* _YOUR GOAL_: Extract each line where the string "this" shows up.

* _INPUT MATERIAL_:
──────
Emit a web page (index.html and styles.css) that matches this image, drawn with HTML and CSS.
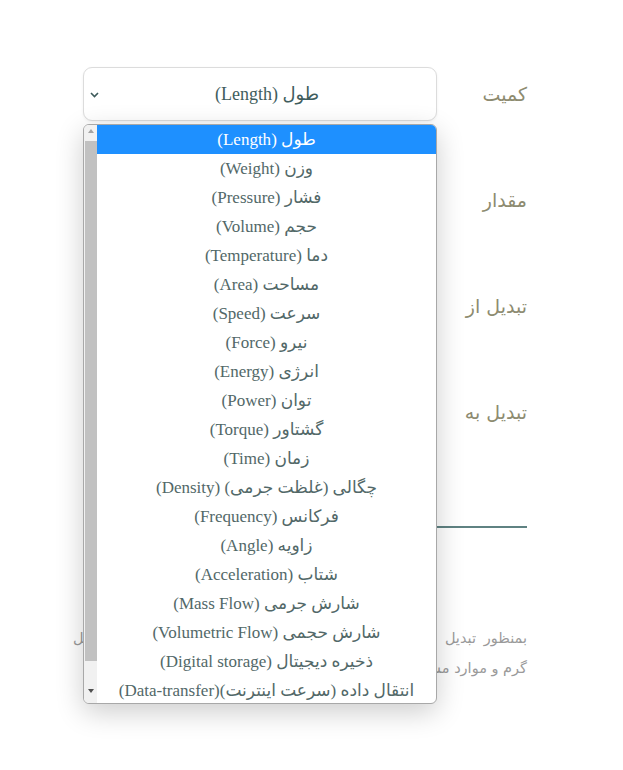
FILE: index.html
```html
<!DOCTYPE html>
<html lang="fa" dir="rtl">
<head>
<meta charset="utf-8">
<title>تبدیل واحد</title>
<link rel="stylesheet" href="styles.css">
</head>
<body>
<div class="page">
  <form class="converter">
    <div class="row">
      <label class="label">کمیت</label>
      <div class="field select-field">
        <span class="select-value">طول (Length)</span>
        <svg class="chevron" width="9" height="6" viewBox="0 0 9 6"><path d="M1 1 L4.5 4.5 L8 1" fill="none" stroke="#3d5a5a" stroke-width="1.6"/></svg>
      </div>
    </div>
    <div class="row">
      <label class="label">مقدار</label>
      <div class="field"></div>
    </div>
    <div class="row">
      <label class="label">تبدیل از</label>
      <div class="field"></div>
    </div>
    <div class="row">
      <label class="label">تبدیل به</label>
      <div class="field"></div>
    </div>
    <div class="divider"></div>
    <p class="note"><span class="note-line">بمنظور تبدیل واحدها، ابتدا کمیت مورد نظر را انتخاب کنید؛ مانند تبدیل</span><span class="note-line-last">گرم و موارد مشابه آن.</span></p>
  </form>

  <div class="dropdown">
    <div class="scrollbar">
      <span class="arrow up"></span>
      <span class="thumb"></span>
      <span class="arrow down"></span>
    </div>
    <ul class="options">
      <li class="option selected">طول (Length)</li>
      <li class="option">وزن (Weight)</li>
      <li class="option">فشار (Pressure)</li>
      <li class="option">حجم (Volume)</li>
      <li class="option">دما (Temperature)</li>
      <li class="option">مساحت (Area)</li>
      <li class="option">سرعت (Speed)</li>
      <li class="option">نیرو (Force)</li>
      <li class="option">انرژی (Energy)</li>
      <li class="option">توان (Power)</li>
      <li class="option">گشتاور (Torque)</li>
      <li class="option">زمان (Time)</li>
      <li class="option">چگالی (غلظت جرمی) (Density)</li>
      <li class="option">فرکانس (Frequency)</li>
      <li class="option">زاویه (Angle)</li>
      <li class="option">شتاب (Acceleration)</li>
      <li class="option">شارش جرمی (Mass Flow)</li>
      <li class="option">شارش حجمی (Volumetric Flow)</li>
      <li class="option">ذخیره دیجیتال (Digital storage)</li>
      <li class="option">انتقال داده (سرعت اینترنت)(Data-transfer)</li>
    </ul>
  </div>
</div>
</body>
</html>
```
FILE: styles.css
```css
html, body {
  margin: 0;
  padding: 0;
  background: #ffffff;
}

.page {
  position: relative;
  width: 623px;
  height: 770px;
  overflow: hidden;
  font-family: "DejaVu Sans", sans-serif;
}

.converter {
  padding: 67px 96px 0 83px;
}

.row {
  display: flex;
  align-items: center;
  height: 54px;
  margin-bottom: 52px;
}

.label {
  width: 90px;
  flex: none;
  font-size: 19px;
  color: #8d8b70;
  text-align: right;
}

.field {
  width: 354px;
  height: 54px;
  box-sizing: border-box;
  border: 1px solid #dcdcdc;
  border-radius: 9px;
  background: #fff;
}

.select-field {
  display: flex;
  align-items: center;
  justify-content: center;
  position: relative;
  padding-left: 14px;
  box-shadow: 0 1px 3px rgba(0,0,0,0.06);
}

.select-value {
  font-family: "Liberation Serif", "DejaVu Sans", serif;
  font-size: 18px;
  color: #3f5d5d;
}

.chevron {
  position: absolute;
  left: 6px;
  top: 24px;
}

.divider {
  height: 2px;
  background: #5f8282;
  margin-top: 87px;
}

.note {
  margin: 95px 0 0 -10px;
  font-size: 14.5px;
  line-height: 30px;
  color: #9a9a9a;
  text-align: right;
}

.note-line {
  display: block;
  white-space: nowrap;
  text-align: justify;
  text-align-last: justify;
}

.note-line-last {
  display: block;
}

.dropdown {
  position: absolute;
  left: 83px;
  top: 124px;
  width: 354px;
  height: 580px;
  box-sizing: border-box;
  border: 1px solid #a8a8a8;
  border-radius: 6px;
  background: #fff;
  box-shadow: 0 8px 28px rgba(0,0,0,0.2);
  display: flex;
  direction: ltr;
  overflow: hidden;
}

.scrollbar {
  width: 13px;
  flex: none;
  background: #f1f1f1;
  display: flex;
  flex-direction: column;
  align-items: center;
}

.arrow {
  display: block;
  width: 0;
  height: 0;
  border-left: 3.5px solid transparent;
  border-right: 3.5px solid transparent;
}

.arrow.up {
  border-bottom: 4px solid #a3a3a3;
  margin: 4px 0 8px;
}

.arrow.down {
  border-top: 4px solid #505050;
  margin-top: 28px;
}

.thumb {
  display: block;
  width: 12px;
  height: 520px;
  background: #c1c1c1;
}

.options {
  list-style: none;
  margin: 0;
  padding: 0;
  flex: 1;
  direction: rtl;
}

.option {
  height: 29px;
  line-height: 29px;
  text-align: center;
  font-family: "Liberation Serif", "DejaVu Sans", serif;
  font-size: 17px;
  color: #526868;
  white-space: nowrap;
}

.option.selected {
  background: #1e90ff;
  color: #ffffff;
}
```
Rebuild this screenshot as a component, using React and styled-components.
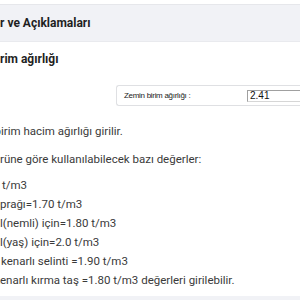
──────
* _TASK ANSWER_:
Emit a web page (index.html and styles.css) that matches this image, drawn with HTML and CSS.
Rebuild this screenshot as a component, using React and styled-components.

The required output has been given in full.